A taxing question

Slices

Prepare

‘Take your everyday, ordinary life – your sleeping, eating, going-to-work, and walking-around life – and place it before God as an offering’ (Romans 12:1,2, The Message).

Bible passage

Mark 12:13–17

Paying the poll-tax to Caesar

13 Later they sent some of the Pharisees and Herodians to Jesus to catch him in his words. 14 They came to him and said, ‘Teacher, we know that you are a man of integrity. You aren’t swayed by others, because you pay no attention to who they are; but you teach the way of God in accordance with the truth. Is it right to pay the poll-tax to Caesar or not? 15 Should we pay or shouldn’t we?’

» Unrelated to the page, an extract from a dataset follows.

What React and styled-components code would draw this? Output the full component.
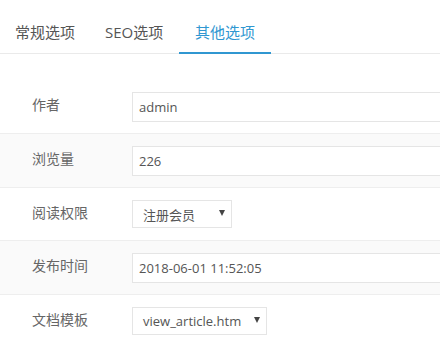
import React from "react";
import styled, { createGlobalStyle } from "styled-components";

const Global = createGlobalStyle`
  html, body { margin: 0; padding: 0; background: #fff; overflow: hidden; }
  body { font-family: "Open Sans", "Noto Sans CJK SC", sans-serif; }
`;

const Page = styled.div`
  width: 440px;
  height: 352px;
  overflow: hidden;
  background: #fff;
`;

const TabBar = styled.div`
  display: flex;
  height: 53px;
  border-bottom: 1px solid #eaeaea;
`;

const Tab = styled.div`
  position: relative;
  box-sizing: border-box;
  width: 90px;
  display: flex;
  align-items: center;
  padding: 9px 0 0 15px;
  font-size: 15px;
  white-space: nowrap;
  color: ${(p) => (p.$active ? "#3097d1" : "#555")};
  &::after {
    content: "";
    display: ${(p) => (p.$active ? "block" : "none")};
    position: absolute;
    left: -1px;
    right: -1px;
    bottom: -1px;
    height: 2px;
    background: #3097d1;
  }
`;

const Form = styled.div`
  margin-top: 25px;
`;

const Row = styled.div`
  box-sizing: border-box;
  height: ${(p) => p.$h || 54}px;
  display: grid;
  grid-template-columns: 132px 1fr;
  align-items: start;
  padding-top: 12px;
  border-top: 1px solid ${(p) => (p.$first ? "transparent" : "#eeeeee")};
  background: ${(p) => (p.$alt ? "#fafafa" : "#fff")};
`;

const Label = styled.div`
  padding-left: 32px;
  padding-top: 3px;
  line-height: 20px;
  font-size: 14px;
  color: #666;
`;

const Input = styled.div`
  box-sizing: border-box;
  width: 360px;
  height: 30px;
  display: flex;
  align-items: center;
  padding-left: 6px;
  border: 1px solid #e5e5e5;
  background: #fff;
  font-size: 13px;
  color: #555;
  white-space: nowrap;
`;

const Select = styled.div`
  box-sizing: border-box;
  width: ${(p) => p.$w}px;
  height: 28px;
  display: flex;
  align-items: center;
  justify-content: space-between;
  padding: 0 6px 0 10px;
  border: 1px solid #e5e5e5;
  background: #fff;
  font-size: 13px;
  color: #555;
  white-space: nowrap;
`;

const Arrow = styled.span`
  width: 0;
  height: 0;
  margin-top: -2px;
  border-left: 3px solid transparent;
  border-right: 3px solid transparent;
  border-top: 6px solid #444;
`;

export default function App() {
  return (
    <Page>
      <Global />
      <TabBar>
        <Tab>常规选项</Tab>
        <Tab>SEO选项</Tab>
        <Tab $active>其他选项</Tab>
      </TabBar>
      <Form>
        <Row $first>
          <Label>作者</Label>
          <Input>admin</Input>
        </Row>
        <Row $alt>
          <Label>浏览量</Label>
          <Input>226</Input>
        </Row>
        <Row $h={53}>
          <Label>阅读权限</Label>
          <Select $w={100}>
            注册会员
            <Arrow />
          </Select>
        </Row>
        <Row $alt>
          <Label>发布时间</Label>
          <Input>2018-06-01 11:52:05</Input>
        </Row>
        <Row>
          <Label>文档模板</Label>
          <Select $w={135}>
            view_article.htm
            <Arrow />
          </Select>
        </Row>
      </Form>
    </Page>
  );
}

But Jesus knew their hypocrisy. ‘Why are you trying to trap me?’ he asked. ‘Bring me a denarius and let me look at it.’ 16 They brought the coin, and he asked them, ‘Whose image is this? And whose inscription?’

‘Caesar’s,’ they replied.

17 Then Jesus said to them, ‘Give back to Caesar what is Caesar’s and to God what is God’s.’

And they were amazed at him.

wl

Explore

Today’s encounter is not so much a tale about taxes as one that addresses the more fundamental issue of allegiance. 

Under Roman rule, all subject peoples were liable to a poll tax. The Jews resented this tax, not just because it was burdensome but because it was a shameful reminder of their subjugation. The Pharisees and Herodians pose a tricky tax question, designed to trap Jesus into making a response that would brand him either a traitor in the eyes of nationalistic Jews or a rebel before the Roman authorities (vs 13–15). 

Even many non-Christians are familiar with Jesus’ masterful reply that upholds duty to the state as citizens without undermining loyalty to God as Christians (v 17). Since we need only give Caesar what ‘belongs’ to him, there are clear limits and boundaries to state authority. But Jesus challenges us to dig deeper: What is involved in giving God what ‘belongs to God’? The coin imprinted with Caesar’s image (v 16) was to be returned to Caesar. As people who bear God’s image, we owe him not just taxes but our whole selves, which includes our adoration, allegiance, attention and accountability in every sphere of life.

Author
Tanya Ferdinandusz

Respond

Do you diligently pay taxes and fulfil other obligations to the state? Do you wholeheartedly give God the glory due to him? In what ways might you be giving to modern-day Caesars what rightly belongs to God?